» **YOUR INSTRUCTIONS**:
From the listing below, pull out every line where the string "index" appears.

..............................

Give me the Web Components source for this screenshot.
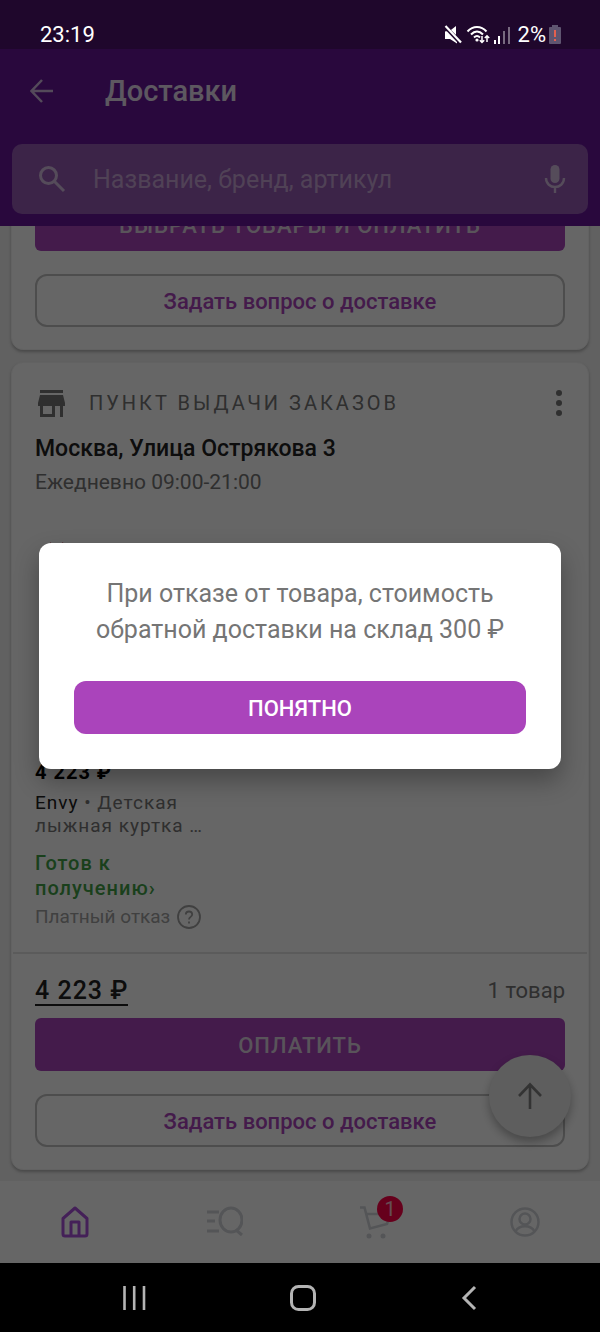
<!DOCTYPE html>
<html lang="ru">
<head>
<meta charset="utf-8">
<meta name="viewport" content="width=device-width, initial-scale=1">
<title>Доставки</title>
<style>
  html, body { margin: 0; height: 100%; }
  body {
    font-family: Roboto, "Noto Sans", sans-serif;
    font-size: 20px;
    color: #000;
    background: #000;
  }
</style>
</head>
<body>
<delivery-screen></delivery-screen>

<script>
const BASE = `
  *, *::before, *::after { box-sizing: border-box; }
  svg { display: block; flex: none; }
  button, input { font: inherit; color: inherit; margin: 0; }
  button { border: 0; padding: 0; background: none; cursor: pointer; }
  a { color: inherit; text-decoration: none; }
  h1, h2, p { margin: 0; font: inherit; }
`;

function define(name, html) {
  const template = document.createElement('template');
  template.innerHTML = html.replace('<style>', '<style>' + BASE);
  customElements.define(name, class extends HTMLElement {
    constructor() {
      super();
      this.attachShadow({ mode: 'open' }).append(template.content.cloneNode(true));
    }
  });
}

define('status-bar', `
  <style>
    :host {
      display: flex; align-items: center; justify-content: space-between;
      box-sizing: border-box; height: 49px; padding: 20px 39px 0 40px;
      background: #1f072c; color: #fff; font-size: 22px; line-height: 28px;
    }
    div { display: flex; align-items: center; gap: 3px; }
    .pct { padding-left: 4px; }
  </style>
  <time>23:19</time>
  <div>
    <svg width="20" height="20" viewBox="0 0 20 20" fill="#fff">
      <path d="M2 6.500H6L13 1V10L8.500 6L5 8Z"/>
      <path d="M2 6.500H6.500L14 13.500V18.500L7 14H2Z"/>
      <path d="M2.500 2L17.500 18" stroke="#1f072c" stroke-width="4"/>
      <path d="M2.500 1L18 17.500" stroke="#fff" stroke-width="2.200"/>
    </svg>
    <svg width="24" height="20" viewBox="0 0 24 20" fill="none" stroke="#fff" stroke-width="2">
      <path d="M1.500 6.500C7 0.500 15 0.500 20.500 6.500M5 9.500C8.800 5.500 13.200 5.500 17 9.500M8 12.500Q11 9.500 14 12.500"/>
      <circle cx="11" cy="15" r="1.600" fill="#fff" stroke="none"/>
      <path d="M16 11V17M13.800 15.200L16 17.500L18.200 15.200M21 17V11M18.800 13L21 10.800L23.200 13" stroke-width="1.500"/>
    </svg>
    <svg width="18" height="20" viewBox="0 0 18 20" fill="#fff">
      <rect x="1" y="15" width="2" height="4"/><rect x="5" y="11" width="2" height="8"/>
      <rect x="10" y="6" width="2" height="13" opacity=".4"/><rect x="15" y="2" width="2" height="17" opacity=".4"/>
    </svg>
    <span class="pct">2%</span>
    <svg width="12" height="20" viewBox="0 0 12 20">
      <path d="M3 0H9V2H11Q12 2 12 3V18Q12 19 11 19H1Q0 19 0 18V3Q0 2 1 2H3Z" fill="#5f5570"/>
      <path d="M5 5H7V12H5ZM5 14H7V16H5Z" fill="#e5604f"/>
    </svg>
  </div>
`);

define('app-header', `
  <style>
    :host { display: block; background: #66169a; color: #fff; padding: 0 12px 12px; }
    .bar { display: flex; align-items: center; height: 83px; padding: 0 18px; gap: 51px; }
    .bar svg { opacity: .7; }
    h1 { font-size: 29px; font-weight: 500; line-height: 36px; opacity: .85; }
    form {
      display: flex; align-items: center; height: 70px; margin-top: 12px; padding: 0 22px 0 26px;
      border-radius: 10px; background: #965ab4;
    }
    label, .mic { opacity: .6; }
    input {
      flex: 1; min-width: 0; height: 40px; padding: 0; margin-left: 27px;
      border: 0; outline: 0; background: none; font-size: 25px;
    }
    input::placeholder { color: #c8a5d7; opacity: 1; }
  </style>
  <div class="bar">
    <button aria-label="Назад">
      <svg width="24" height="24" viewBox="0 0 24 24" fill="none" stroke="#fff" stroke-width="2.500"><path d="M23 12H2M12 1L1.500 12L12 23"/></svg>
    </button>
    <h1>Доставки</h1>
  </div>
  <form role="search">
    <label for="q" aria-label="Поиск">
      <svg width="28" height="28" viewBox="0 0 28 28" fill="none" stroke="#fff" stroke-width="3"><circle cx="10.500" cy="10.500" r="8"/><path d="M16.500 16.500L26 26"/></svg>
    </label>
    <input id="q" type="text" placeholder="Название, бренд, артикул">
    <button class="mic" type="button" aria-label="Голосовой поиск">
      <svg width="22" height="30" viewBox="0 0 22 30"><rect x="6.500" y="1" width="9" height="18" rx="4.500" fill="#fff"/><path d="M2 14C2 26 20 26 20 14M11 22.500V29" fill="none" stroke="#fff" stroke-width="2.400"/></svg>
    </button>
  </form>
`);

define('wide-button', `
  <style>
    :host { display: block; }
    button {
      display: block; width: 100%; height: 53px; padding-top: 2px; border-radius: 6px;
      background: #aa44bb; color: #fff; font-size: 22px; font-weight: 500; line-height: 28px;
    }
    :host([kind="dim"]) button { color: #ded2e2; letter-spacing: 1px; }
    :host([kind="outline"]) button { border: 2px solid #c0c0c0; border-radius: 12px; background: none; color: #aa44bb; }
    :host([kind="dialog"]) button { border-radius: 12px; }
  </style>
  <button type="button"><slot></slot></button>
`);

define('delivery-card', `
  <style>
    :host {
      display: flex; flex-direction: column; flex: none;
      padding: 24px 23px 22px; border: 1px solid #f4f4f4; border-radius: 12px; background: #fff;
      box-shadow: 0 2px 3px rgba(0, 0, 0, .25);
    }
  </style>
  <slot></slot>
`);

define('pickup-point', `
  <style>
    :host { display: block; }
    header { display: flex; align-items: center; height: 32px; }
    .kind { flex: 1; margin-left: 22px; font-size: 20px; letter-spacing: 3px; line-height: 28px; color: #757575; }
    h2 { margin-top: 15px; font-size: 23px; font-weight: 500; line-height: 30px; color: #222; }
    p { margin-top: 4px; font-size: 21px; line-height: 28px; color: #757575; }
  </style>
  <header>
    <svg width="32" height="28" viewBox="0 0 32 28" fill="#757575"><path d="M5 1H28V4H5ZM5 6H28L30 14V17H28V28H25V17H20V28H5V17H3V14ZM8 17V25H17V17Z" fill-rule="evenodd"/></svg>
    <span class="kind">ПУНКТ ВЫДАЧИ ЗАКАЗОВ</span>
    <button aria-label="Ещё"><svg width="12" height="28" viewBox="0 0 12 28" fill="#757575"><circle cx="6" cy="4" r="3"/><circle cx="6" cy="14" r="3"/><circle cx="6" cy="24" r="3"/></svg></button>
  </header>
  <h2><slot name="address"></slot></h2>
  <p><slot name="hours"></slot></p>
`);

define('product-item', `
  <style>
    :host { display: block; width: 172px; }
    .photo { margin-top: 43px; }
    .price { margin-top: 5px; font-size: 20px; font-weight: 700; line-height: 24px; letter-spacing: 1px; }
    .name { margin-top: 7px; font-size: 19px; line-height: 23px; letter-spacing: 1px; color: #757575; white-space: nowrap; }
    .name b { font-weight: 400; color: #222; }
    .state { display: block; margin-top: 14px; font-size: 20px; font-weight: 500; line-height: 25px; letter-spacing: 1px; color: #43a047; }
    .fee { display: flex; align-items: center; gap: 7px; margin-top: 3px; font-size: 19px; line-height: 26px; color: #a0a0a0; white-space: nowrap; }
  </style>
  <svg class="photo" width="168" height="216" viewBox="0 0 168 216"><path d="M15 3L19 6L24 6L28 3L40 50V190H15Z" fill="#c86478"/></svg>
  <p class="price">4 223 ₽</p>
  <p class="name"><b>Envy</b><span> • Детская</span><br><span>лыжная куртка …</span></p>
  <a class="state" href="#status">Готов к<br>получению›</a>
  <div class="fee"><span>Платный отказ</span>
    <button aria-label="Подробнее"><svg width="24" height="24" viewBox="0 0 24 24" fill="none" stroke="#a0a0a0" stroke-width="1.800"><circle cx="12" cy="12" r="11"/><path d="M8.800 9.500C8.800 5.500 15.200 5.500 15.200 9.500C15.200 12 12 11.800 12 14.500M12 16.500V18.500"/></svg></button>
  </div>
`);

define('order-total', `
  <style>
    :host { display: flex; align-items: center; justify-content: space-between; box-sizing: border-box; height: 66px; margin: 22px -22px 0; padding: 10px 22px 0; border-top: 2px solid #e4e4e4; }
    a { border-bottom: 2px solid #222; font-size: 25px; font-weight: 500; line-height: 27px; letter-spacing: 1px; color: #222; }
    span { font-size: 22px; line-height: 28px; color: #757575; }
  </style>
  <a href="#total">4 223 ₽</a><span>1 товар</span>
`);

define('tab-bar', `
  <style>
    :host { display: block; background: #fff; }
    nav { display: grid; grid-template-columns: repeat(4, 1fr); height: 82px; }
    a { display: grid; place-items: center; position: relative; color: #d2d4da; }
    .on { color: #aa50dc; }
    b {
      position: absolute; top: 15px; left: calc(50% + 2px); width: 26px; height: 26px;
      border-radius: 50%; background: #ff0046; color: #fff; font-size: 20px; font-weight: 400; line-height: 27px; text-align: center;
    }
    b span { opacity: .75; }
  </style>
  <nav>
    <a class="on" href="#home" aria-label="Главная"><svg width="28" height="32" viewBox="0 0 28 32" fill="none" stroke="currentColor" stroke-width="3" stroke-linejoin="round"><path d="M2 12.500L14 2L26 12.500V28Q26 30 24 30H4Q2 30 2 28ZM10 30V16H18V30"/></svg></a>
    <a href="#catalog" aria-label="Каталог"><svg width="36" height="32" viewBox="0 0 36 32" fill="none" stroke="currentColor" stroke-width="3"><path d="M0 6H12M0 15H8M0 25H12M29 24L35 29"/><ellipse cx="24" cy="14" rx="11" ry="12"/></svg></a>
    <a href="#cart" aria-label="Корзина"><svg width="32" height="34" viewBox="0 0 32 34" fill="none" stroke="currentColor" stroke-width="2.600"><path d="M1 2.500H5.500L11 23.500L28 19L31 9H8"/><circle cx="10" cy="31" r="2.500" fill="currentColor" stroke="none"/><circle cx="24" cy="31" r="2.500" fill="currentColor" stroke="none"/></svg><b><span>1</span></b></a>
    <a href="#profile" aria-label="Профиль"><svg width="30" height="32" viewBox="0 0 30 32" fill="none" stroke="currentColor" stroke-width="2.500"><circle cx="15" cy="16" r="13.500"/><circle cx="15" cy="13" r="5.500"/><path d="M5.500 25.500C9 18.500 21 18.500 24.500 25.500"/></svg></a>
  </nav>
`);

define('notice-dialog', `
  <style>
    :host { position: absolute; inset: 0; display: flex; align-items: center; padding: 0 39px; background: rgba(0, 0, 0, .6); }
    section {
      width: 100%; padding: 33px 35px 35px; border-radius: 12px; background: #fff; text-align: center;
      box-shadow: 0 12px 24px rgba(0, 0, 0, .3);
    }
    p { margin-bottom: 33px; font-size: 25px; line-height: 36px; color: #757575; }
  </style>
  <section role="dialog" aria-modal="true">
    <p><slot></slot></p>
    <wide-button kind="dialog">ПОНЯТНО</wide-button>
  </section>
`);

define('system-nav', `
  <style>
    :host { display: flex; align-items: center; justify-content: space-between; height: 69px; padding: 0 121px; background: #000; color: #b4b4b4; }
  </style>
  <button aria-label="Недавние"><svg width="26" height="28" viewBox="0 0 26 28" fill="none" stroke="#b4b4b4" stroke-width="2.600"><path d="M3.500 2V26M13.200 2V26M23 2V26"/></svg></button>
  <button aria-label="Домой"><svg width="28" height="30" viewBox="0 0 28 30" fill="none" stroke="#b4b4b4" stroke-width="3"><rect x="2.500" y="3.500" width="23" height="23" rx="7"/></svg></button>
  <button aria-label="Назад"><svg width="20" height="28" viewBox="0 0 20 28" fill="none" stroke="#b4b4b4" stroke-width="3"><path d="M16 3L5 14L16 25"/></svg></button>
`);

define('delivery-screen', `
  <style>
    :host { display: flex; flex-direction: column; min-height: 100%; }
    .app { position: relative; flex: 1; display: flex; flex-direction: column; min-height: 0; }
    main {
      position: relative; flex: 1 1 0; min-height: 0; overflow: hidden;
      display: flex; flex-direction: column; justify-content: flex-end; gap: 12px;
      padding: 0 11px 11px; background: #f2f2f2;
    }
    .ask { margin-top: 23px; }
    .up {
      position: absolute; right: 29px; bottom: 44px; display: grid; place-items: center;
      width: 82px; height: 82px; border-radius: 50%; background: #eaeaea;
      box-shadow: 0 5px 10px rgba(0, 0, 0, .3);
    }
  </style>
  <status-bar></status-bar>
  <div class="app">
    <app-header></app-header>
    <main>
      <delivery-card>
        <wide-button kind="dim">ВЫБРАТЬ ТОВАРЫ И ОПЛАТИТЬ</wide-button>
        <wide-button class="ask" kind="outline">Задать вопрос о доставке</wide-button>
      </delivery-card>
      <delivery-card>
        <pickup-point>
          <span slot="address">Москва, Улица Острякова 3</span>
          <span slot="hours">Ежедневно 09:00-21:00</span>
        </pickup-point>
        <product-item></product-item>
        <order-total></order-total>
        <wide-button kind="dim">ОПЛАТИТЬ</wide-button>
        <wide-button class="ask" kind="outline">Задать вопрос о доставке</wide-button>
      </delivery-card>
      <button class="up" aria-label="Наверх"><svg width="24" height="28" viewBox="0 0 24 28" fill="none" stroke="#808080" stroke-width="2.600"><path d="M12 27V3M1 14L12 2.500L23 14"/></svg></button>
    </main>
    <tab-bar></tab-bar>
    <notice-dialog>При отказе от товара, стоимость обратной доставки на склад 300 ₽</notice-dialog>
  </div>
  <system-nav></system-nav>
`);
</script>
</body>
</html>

..............................

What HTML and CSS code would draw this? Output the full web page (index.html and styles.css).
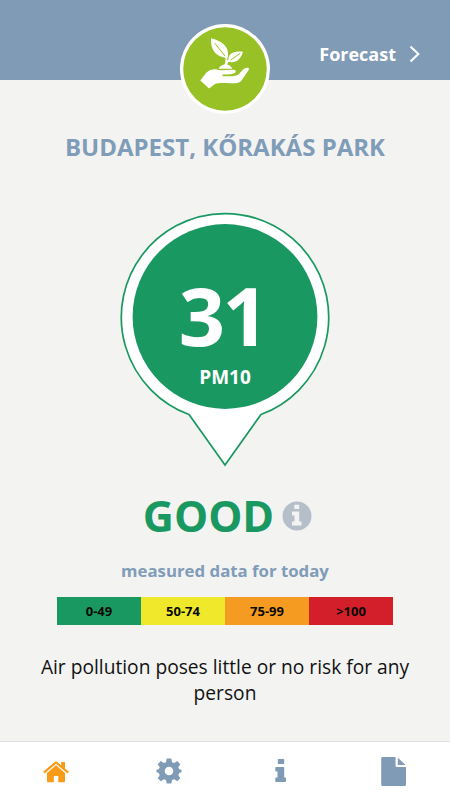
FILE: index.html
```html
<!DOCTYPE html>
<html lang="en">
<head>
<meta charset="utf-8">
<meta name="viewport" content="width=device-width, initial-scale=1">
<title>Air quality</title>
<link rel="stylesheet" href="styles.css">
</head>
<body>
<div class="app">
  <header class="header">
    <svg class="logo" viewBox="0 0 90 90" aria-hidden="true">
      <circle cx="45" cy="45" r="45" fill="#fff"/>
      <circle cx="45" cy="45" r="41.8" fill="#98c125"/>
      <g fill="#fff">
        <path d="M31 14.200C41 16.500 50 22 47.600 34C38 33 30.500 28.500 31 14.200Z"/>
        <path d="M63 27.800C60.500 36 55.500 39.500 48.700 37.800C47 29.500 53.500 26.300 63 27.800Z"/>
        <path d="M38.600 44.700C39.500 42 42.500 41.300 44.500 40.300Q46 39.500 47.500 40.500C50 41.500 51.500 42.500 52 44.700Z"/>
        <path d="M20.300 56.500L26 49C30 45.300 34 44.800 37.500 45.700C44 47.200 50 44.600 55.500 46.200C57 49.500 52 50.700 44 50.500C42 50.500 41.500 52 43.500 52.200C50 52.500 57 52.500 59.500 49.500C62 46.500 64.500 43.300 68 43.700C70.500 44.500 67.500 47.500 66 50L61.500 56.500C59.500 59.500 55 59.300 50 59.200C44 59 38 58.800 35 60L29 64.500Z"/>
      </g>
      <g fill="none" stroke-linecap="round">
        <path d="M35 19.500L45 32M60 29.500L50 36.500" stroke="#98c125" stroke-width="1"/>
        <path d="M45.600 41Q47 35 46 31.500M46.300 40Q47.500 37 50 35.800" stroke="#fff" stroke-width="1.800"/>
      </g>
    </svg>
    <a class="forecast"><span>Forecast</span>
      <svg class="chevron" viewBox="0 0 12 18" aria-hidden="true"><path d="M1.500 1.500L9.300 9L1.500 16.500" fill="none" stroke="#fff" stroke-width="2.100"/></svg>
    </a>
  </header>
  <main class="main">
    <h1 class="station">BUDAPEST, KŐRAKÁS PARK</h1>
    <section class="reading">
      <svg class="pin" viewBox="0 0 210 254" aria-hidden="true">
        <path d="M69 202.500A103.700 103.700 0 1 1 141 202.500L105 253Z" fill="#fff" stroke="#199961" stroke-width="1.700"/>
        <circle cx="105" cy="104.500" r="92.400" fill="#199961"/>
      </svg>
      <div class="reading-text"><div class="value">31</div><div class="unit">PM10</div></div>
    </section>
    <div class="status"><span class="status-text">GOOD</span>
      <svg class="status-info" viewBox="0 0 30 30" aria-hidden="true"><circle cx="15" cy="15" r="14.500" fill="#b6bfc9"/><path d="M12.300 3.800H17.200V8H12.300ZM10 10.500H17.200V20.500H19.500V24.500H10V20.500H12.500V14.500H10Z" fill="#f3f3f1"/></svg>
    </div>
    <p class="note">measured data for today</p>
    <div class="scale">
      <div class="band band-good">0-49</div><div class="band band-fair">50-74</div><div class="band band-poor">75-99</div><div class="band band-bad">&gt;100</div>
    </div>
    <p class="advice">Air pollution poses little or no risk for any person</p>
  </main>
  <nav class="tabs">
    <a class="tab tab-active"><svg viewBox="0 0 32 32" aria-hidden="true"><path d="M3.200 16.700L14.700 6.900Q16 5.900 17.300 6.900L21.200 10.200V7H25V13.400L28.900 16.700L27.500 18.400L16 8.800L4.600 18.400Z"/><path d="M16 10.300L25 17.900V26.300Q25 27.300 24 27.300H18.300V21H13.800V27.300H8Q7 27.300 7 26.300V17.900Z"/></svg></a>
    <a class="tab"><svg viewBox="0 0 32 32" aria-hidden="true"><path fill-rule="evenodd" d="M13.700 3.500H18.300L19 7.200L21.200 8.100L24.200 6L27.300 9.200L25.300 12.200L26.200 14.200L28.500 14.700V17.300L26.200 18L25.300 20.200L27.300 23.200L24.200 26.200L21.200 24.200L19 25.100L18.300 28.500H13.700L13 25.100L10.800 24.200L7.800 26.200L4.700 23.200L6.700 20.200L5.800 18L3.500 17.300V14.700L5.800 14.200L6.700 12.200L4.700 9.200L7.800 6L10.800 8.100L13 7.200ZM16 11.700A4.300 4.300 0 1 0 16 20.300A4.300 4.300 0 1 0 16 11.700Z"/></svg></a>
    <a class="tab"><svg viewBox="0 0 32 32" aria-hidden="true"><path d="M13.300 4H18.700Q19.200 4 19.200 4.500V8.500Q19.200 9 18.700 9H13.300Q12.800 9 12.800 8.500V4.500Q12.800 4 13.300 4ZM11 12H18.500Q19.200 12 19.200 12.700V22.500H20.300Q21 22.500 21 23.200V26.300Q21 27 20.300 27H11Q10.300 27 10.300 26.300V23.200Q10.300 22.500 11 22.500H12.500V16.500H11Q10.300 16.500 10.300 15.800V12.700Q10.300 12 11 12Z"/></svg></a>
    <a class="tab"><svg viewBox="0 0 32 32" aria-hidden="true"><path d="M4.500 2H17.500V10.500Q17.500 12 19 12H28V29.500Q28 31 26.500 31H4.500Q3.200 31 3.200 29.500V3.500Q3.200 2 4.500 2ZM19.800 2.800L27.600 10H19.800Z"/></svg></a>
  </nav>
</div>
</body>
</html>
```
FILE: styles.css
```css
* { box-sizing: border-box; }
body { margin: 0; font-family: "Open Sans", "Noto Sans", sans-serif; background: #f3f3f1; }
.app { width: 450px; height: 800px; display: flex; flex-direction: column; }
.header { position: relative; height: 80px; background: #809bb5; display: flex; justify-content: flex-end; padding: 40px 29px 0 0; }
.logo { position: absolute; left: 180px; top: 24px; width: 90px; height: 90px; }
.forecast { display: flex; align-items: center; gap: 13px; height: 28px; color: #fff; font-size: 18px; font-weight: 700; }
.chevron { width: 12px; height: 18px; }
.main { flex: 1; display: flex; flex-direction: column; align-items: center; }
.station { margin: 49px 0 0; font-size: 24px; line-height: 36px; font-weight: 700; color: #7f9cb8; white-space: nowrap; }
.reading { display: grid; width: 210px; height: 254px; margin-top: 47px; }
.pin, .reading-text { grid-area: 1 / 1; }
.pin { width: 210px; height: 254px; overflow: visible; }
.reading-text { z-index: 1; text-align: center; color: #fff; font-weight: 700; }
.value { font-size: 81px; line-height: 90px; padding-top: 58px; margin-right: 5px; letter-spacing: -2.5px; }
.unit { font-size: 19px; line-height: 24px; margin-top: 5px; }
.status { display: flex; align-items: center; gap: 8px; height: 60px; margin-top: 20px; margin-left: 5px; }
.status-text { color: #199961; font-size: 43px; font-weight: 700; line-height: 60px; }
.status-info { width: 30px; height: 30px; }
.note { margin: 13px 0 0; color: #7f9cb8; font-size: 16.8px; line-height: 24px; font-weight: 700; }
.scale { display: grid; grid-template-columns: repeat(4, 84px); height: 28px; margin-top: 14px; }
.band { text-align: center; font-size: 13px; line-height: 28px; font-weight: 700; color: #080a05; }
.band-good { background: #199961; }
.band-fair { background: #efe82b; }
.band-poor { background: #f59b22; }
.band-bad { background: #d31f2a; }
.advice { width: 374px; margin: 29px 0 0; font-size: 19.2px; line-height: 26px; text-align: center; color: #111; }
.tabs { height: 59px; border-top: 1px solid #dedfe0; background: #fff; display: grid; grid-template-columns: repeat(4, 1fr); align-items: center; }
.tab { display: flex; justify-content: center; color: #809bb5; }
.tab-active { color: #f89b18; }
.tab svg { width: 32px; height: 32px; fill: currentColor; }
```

..............................

» **RESULT FOR THIS EXERCISE**:
What HTML and CSS code would draw this? Output the full web page (index.html and styles.css).
FILE: index.html
.reading-text { z-index: 1; text-align: center; color: #fff; font-weight: 700; }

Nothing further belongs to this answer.